§ **Goal**: Locate the word "this" in the entries below, then gather every line that holds it.
*** Supplied records ***
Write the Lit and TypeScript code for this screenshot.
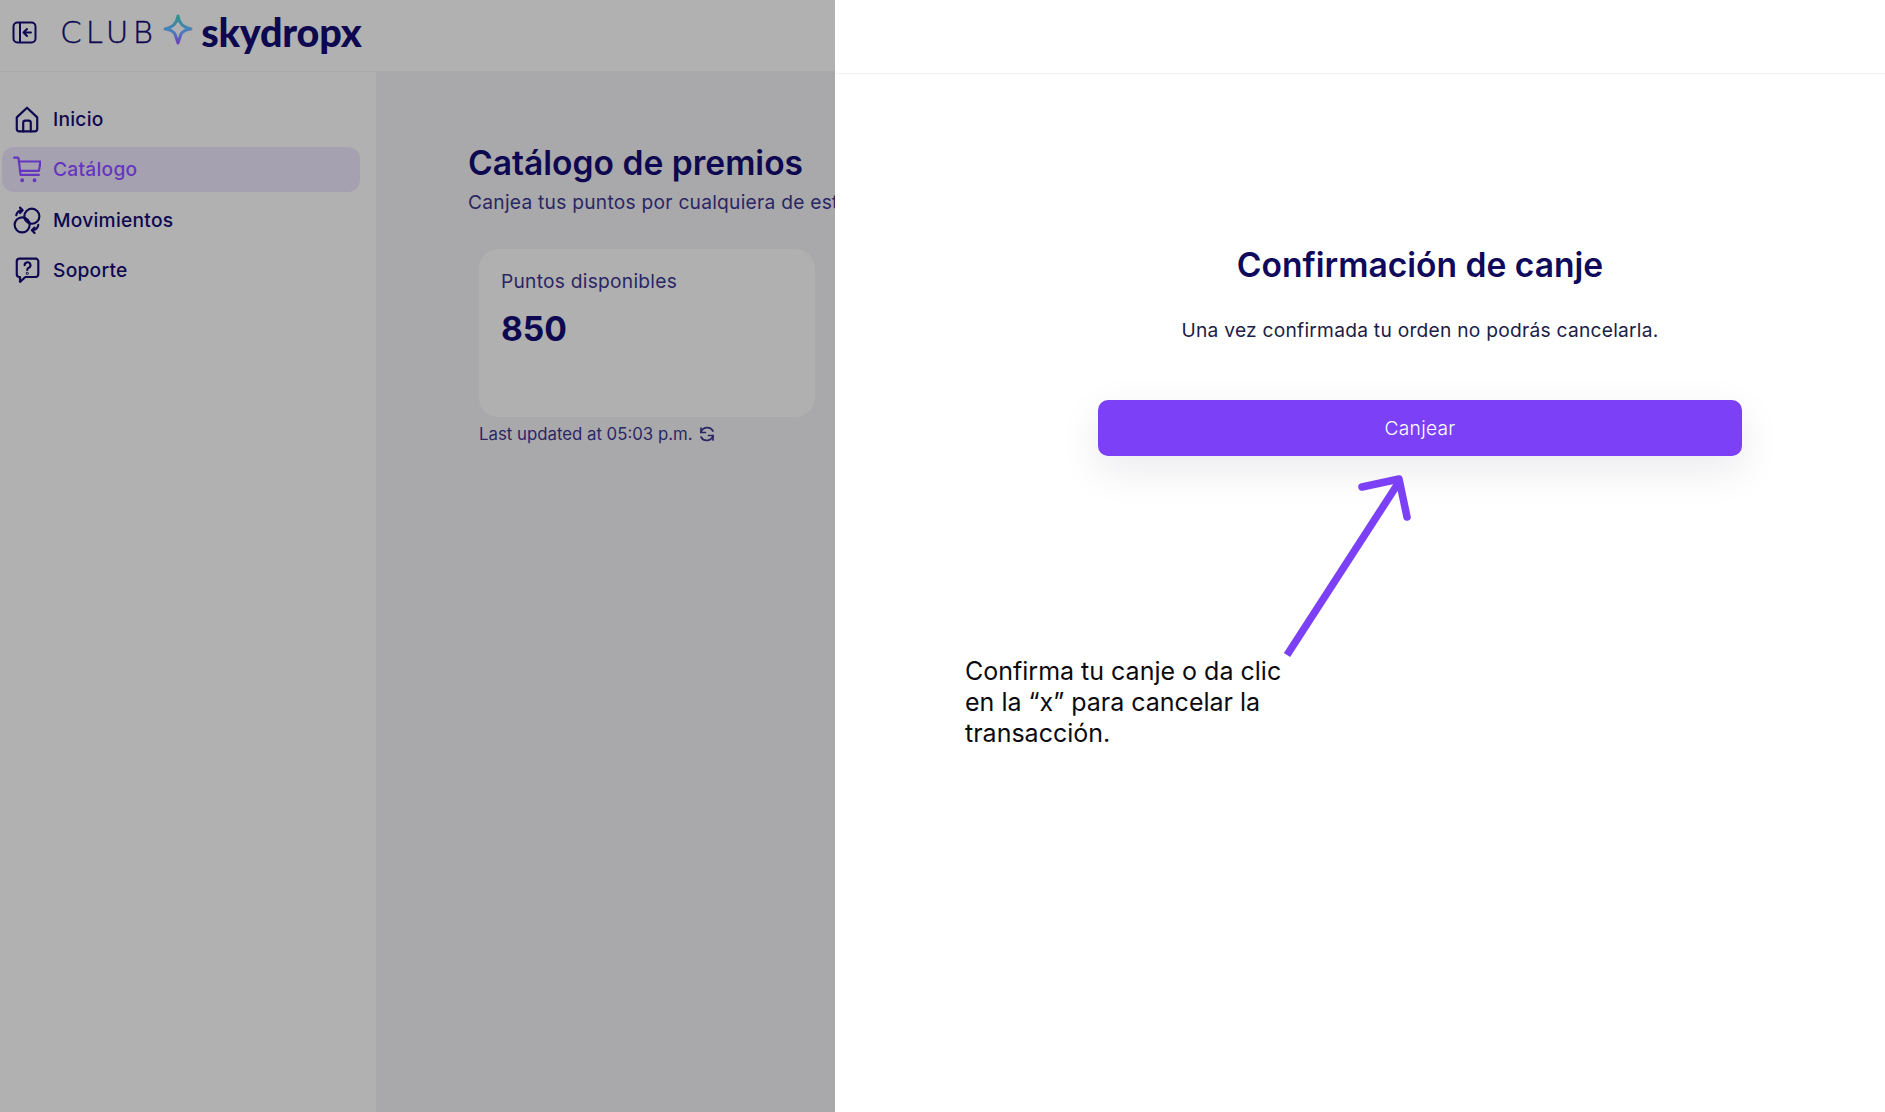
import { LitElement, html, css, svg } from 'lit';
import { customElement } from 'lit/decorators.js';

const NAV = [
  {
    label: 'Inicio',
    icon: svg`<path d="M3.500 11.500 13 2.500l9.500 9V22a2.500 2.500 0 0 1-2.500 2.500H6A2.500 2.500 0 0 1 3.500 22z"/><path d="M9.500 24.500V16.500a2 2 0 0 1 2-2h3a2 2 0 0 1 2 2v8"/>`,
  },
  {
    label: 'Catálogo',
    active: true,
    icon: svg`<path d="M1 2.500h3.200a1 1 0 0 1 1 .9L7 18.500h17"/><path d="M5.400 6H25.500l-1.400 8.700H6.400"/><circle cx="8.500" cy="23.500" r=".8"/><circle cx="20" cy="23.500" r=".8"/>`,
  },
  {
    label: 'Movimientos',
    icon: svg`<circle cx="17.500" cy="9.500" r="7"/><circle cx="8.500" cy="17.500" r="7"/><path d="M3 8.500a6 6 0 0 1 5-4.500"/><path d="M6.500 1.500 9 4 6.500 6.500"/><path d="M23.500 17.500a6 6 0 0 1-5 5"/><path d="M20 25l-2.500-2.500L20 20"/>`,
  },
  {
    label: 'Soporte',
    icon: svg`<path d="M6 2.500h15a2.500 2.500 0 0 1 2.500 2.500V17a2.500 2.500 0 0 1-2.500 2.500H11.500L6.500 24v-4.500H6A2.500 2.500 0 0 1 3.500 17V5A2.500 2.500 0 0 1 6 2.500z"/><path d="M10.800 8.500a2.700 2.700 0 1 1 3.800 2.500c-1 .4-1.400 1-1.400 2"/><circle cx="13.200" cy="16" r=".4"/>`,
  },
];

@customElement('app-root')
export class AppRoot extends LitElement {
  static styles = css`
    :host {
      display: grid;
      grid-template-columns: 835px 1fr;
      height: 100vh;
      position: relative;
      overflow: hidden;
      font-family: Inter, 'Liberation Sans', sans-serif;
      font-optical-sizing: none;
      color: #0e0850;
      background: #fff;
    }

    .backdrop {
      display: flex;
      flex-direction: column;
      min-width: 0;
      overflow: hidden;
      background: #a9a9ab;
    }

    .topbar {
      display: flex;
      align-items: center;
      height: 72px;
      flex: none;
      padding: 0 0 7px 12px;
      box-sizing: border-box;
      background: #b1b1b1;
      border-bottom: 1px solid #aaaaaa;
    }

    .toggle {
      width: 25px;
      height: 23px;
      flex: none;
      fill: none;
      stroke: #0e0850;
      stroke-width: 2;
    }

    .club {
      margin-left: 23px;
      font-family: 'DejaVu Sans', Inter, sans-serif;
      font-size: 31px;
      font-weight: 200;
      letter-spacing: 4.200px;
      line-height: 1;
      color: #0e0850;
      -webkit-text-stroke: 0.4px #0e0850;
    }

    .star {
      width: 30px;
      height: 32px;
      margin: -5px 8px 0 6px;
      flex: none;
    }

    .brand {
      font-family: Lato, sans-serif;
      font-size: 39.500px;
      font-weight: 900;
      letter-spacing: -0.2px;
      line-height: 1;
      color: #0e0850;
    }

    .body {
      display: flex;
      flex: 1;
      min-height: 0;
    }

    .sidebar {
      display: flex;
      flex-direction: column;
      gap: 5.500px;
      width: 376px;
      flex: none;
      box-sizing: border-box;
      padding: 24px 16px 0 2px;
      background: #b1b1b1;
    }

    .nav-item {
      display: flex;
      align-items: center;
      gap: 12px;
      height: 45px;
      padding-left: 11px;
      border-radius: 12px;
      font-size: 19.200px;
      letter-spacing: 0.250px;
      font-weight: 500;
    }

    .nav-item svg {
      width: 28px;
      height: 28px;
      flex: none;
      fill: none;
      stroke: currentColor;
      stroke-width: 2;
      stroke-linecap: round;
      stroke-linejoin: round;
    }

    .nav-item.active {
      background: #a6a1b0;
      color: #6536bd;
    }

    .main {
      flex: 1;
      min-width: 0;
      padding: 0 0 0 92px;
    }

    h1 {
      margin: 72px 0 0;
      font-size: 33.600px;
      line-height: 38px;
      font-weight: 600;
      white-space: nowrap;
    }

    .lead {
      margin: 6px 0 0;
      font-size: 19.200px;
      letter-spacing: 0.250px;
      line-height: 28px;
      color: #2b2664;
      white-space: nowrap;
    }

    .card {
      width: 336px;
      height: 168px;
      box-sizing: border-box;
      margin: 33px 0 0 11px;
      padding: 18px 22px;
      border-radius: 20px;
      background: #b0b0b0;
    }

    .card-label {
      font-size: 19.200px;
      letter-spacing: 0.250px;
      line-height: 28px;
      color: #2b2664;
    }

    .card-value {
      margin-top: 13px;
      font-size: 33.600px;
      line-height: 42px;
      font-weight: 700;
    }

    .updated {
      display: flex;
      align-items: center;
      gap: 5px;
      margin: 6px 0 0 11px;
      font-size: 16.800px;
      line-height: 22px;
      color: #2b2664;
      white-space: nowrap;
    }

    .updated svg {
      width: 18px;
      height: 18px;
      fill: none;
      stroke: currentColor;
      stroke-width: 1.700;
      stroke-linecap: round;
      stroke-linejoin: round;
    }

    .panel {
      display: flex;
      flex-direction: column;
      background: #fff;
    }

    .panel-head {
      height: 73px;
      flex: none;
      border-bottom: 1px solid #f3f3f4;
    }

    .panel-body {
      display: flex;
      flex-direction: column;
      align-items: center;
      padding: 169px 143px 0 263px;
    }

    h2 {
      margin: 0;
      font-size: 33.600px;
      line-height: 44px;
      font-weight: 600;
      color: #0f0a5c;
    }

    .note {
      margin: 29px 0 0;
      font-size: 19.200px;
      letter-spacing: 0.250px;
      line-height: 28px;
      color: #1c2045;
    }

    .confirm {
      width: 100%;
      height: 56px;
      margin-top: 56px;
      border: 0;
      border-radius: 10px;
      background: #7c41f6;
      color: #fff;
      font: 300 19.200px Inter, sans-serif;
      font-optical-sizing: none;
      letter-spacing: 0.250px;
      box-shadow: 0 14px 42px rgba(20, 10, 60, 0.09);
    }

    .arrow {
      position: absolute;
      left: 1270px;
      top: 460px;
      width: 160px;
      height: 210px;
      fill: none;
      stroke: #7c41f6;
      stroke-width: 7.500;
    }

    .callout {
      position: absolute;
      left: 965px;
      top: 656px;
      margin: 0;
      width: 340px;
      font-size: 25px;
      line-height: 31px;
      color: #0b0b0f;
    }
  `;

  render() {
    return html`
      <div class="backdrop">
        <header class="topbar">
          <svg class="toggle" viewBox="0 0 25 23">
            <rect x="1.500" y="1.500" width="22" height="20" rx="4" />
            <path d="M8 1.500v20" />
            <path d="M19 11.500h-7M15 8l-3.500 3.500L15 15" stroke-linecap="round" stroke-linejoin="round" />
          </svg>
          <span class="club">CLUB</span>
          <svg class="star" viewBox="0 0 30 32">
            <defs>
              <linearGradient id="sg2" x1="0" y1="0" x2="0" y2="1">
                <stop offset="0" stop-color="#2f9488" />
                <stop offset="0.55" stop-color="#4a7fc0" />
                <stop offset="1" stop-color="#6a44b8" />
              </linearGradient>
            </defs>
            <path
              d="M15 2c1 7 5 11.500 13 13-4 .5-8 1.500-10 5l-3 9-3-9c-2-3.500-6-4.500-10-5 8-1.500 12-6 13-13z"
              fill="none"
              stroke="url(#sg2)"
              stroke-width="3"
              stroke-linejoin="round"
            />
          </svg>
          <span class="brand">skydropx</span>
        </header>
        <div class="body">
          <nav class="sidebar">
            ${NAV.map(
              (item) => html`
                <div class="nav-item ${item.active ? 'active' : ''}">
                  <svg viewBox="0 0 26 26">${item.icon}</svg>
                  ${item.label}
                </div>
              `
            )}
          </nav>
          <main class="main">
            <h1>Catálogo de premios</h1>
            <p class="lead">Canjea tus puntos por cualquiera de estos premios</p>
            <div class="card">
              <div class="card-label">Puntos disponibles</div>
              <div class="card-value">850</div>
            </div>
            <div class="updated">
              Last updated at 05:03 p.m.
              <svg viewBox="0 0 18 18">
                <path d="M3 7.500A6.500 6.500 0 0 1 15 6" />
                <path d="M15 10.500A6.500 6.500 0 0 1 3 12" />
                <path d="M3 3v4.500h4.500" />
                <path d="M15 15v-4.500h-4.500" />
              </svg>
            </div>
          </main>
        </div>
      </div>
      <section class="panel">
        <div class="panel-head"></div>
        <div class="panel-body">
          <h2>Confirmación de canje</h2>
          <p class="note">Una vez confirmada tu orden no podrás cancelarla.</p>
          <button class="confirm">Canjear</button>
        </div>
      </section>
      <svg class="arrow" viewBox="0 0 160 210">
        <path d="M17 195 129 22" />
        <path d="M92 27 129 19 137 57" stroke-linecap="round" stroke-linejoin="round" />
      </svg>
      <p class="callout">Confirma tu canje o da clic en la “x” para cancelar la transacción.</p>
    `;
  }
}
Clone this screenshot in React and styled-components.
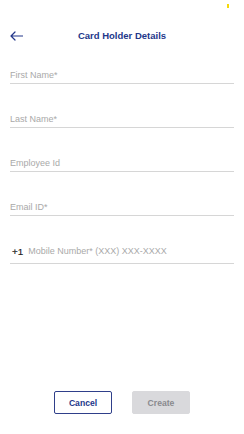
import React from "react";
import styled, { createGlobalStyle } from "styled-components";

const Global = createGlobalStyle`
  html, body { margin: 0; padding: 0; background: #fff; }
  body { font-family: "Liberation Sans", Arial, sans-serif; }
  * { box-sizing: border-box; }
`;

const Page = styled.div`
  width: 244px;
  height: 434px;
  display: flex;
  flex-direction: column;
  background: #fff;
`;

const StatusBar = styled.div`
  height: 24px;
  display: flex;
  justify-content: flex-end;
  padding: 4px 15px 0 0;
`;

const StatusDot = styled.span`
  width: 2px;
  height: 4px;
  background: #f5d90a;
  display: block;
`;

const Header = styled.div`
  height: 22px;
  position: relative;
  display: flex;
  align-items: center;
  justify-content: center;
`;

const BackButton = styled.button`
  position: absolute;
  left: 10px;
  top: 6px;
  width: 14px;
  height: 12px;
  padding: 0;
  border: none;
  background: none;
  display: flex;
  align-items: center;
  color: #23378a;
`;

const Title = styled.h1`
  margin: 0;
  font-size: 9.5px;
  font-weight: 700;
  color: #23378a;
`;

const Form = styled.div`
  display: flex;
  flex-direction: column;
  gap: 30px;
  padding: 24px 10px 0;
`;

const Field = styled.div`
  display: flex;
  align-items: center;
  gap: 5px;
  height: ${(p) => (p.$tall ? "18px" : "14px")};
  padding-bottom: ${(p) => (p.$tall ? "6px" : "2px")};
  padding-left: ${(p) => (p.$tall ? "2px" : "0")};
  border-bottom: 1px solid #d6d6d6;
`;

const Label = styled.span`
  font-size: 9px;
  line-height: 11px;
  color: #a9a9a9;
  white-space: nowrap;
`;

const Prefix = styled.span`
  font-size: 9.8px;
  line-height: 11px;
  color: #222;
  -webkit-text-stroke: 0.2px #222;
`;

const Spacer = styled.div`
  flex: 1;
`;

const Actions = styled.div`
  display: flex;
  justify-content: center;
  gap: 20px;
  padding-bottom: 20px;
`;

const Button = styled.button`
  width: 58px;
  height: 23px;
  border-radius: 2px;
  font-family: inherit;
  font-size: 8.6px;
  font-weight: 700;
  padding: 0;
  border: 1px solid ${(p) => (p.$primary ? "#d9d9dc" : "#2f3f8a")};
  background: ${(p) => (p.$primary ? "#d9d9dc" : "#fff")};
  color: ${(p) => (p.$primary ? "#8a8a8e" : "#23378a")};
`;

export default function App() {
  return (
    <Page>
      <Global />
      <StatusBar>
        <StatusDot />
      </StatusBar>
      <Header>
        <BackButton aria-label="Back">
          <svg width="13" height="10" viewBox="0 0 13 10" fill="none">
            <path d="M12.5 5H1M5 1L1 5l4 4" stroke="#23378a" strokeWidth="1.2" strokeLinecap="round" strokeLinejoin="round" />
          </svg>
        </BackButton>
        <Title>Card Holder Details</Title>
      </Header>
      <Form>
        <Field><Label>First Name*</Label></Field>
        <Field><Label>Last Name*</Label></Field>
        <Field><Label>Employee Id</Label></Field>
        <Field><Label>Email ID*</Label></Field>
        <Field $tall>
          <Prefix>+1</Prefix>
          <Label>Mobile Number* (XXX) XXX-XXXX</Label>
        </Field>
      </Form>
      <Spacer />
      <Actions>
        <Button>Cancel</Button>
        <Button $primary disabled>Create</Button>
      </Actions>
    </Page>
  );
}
***
§ **Solved exercise**:
Write the Lit and TypeScript code for this screenshot.
Clone this screenshot in React and styled-components.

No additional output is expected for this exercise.